- [Requirement] Every line of the material is to be quoted verbatim, minus the pictures.

- [Dataset extract]

::::::::::

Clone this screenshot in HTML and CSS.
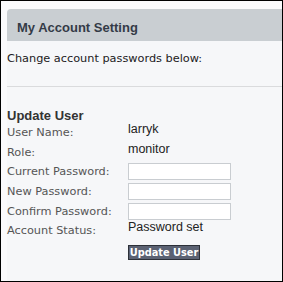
FILE: index.html
```html
<!DOCTYPE html>
<html lang="en">
<head>
    <meta charset="UTF-8">
    <title>My Account Setting</title>
    <link rel="stylesheet" href="styles.css">
</head>
<body>
<div class="panel">
    <div class="panel-header">My Account Setting</div>
    <p class="intro">Change account passwords below:</p>
    <hr class="divider">

    <!-- Update user form -->
    <h3 class="section-title">Update User</h3>
    <form class="user-form" onsubmit="return false;">
        <span class="field-label">User Name:</span>
        <span class="field-value">larryk</span>

        <span class="field-label">Role:</span>
        <span class="field-value">monitor</span>

        <label class="field-label" for="currentPassword">Current Password:</label>
        <input type="password" id="currentPassword">

        <label class="field-label" for="newPassword">New Password:</label>
        <input type="password" id="newPassword">

        <label class="field-label" for="confirmPassword">Confirm Password:</label>
        <input type="password" id="confirmPassword">

        <span class="field-label">Account Status:</span>
        <span class="field-value">Password set</span>

        <button type="submit" class="update-btn">Update User</button>
    </form>
</div>
</body>
</html>
```

FILE: styles.css
```css
/* Account settings page */
html, body {
  margin: 0;
  height: 100%;
}
body {
  box-sizing: border-box;
  border: 1px solid #000;
  background-color: #fafafc;
  padding: 8px 0 0 6px;
  overflow: hidden;
  font-family: "DejaVu Sans", Verdana, sans-serif;
}
.panel {
  height: 100%;
  background-color: #f6f7f9;
  border-radius: 4px 0 0 0;
}
.panel-header {
  height: 32px;
  box-sizing: border-box;
  padding: 11px 0 5px 10px;
  background-color: #c9ced2;
  border-radius: 4px 0 0 0;
  font-family: "Liberation Sans", Arial, sans-serif;
  font-weight: bold;
  font-size: 13px;
  line-height: 16px;
  color: #343b47;
}
.intro {
  margin: 0;
  padding-top: 11px;
  font-size: 11.3px;
  line-height: 14px;
  color: #221a22;
}
.divider {
  margin: 20px 0 0 0;
  border: none;
  border-top: 1px solid #dadbdd;
  height: 0;
}
.section-title {
  margin: 21px 0 0 0;
  font-family: "Liberation Sans", Arial, sans-serif;
  font-size: 13px;
  line-height: 16px;
  color: #333;
}
.user-form {
  display: grid;
  grid-template-columns: 121px auto;
  grid-auto-rows: 17px;
  row-gap: 2.7px;
  align-items: center;
}
.field-label {
  font-size: 11.3px;
  color: #555;
}
.field-value {
  align-self: start;
  font-family: "Liberation Sans", Arial, sans-serif;
  font-size: 12.5px;
  line-height: 11px;
  color: #222;
}
.user-form input {
  width: 103px;
  height: 17px;
  box-sizing: border-box;
  margin: 0;
  padding: 1px 3px;
  border: 1px solid #c9cdd1;
  background: #fff;
  font-size: 11px;
}
.update-btn {
  grid-column: 2;
  justify-self: start;
  margin-top: 4px;
  width: 72px;
  height: 15px;
  padding: 0;
  border: 1px solid #2c3038;
  background-color: #5b6273;
  color: #fff;
  font-family: "DejaVu Sans", Verdana, sans-serif;
  font-weight: bold;
  font-size: 9.8px;
  line-height: 13px;
  cursor: pointer;
}
```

::::::::::

- [Result for this exercise]
Clone this screenshot in HTML and CSS.
FILE: index.html
```html
<!DOCTYPE html>
<html lang="en">
<head>
    <meta charset="UTF-8">
    <title>My Account Setting</title>
    <link rel="stylesheet" href="styles.css">
</head>
<body>
<div class="panel">
    <div class="panel-header">My Account Setting</div>
    <p class="intro">Change account passwords below:</p>
    <hr class="divider">

    <!-- Update user form -->
    <h3 class="section-title">Update User</h3>
    <form class="user-form" onsubmit="return false;">
        <span class="field-label">User Name:</span>
        <span class="field-value">larryk</span>

        <span class="field-label">Role:</span>
        <span class="field-value">monitor</span>

        <label class="field-label" for="currentPassword">Current Password:</label>
        <input type="password" id="currentPassword">

        <label class="field-label" for="newPassword">New Password:</label>
        <input type="password" id="newPassword">

        <label class="field-label" for="confirmPassword">Confirm Password:</label>
        <input type="password" id="confirmPassword">

        <span class="field-label">Account Status:</span>
        <span class="field-value">Password set</span>

        <button type="submit" class="update-btn">Update User</button>
    </form>
</div>
</body>
</html>
```

FILE: styles.css
```css
/* Account settings page */
html, body {
  margin: 0;
  height: 100%;
}
body {
  box-sizing: border-box;
  border: 1px solid #000;
  background-color: #fafafc;
  padding: 8px 0 0 6px;
  overflow: hidden;
  font-family: "DejaVu Sans", Verdana, sans-serif;
}
.panel {
  height: 100%;
  background-color: #f6f7f9;
  border-radius: 4px 0 0 0;
}
.panel-header {
  height: 32px;
  box-sizing: border-box;
  padding: 11px 0 5px 10px;
  background-color: #c9ced2;
  border-radius: 4px 0 0 0;
  font-family: "Liberation Sans", Arial, sans-serif;
  font-weight: bold;
  font-size: 13px;
  line-height: 16px;
  color: #343b47;
}
.intro {
  margin: 0;
  padding-top: 11px;
  font-size: 11.3px;
  line-height: 14px;
  color: #221a22;
}
.divider {
  margin: 20px 0 0 0;
  border: none;
  border-top: 1px solid #dadbdd;
  height: 0;
}
.section-title {
  margin: 21px 0 0 0;
  font-family: "Liberation Sans", Arial, sans-serif;
  font-size: 13px;
  line-height: 16px;
  color: #333;
}
.user-form {
  display: grid;
  grid-template-columns: 121px auto;
  grid-auto-rows: 17px;
  row-gap: 2.7px;
  align-items: center;
}
.field-label {
  font-size: 11.3px;
  color: #555;
}
.field-value {
  align-self: start;
  font-family: "Liberation Sans", Arial, sans-serif;
  font-size: 12.5px;
  line-height: 11px;
  color: #222;
}
.user-form input {
  width: 103px;
  height: 17px;
  box-sizing: border-box;
  margin: 0;
  padding: 1px 3px;
  border: 1px solid #c9cdd1;
  background: #fff;
  font-size: 11px;
}
.update-btn {
  grid-column: 2;
  justify-self: start;
  margin-top: 4px;
  width: 72px;
  height: 15px;
  padding: 0;
  border: 1px solid #2c3038;
  background-color: #5b6273;
  color: #fff;
  font-family: "DejaVu Sans", Verdana, sans-serif;
  font-weight: bold;
  font-size: 9.8px;
  line-height: 13px;
  cursor: pointer;
}
```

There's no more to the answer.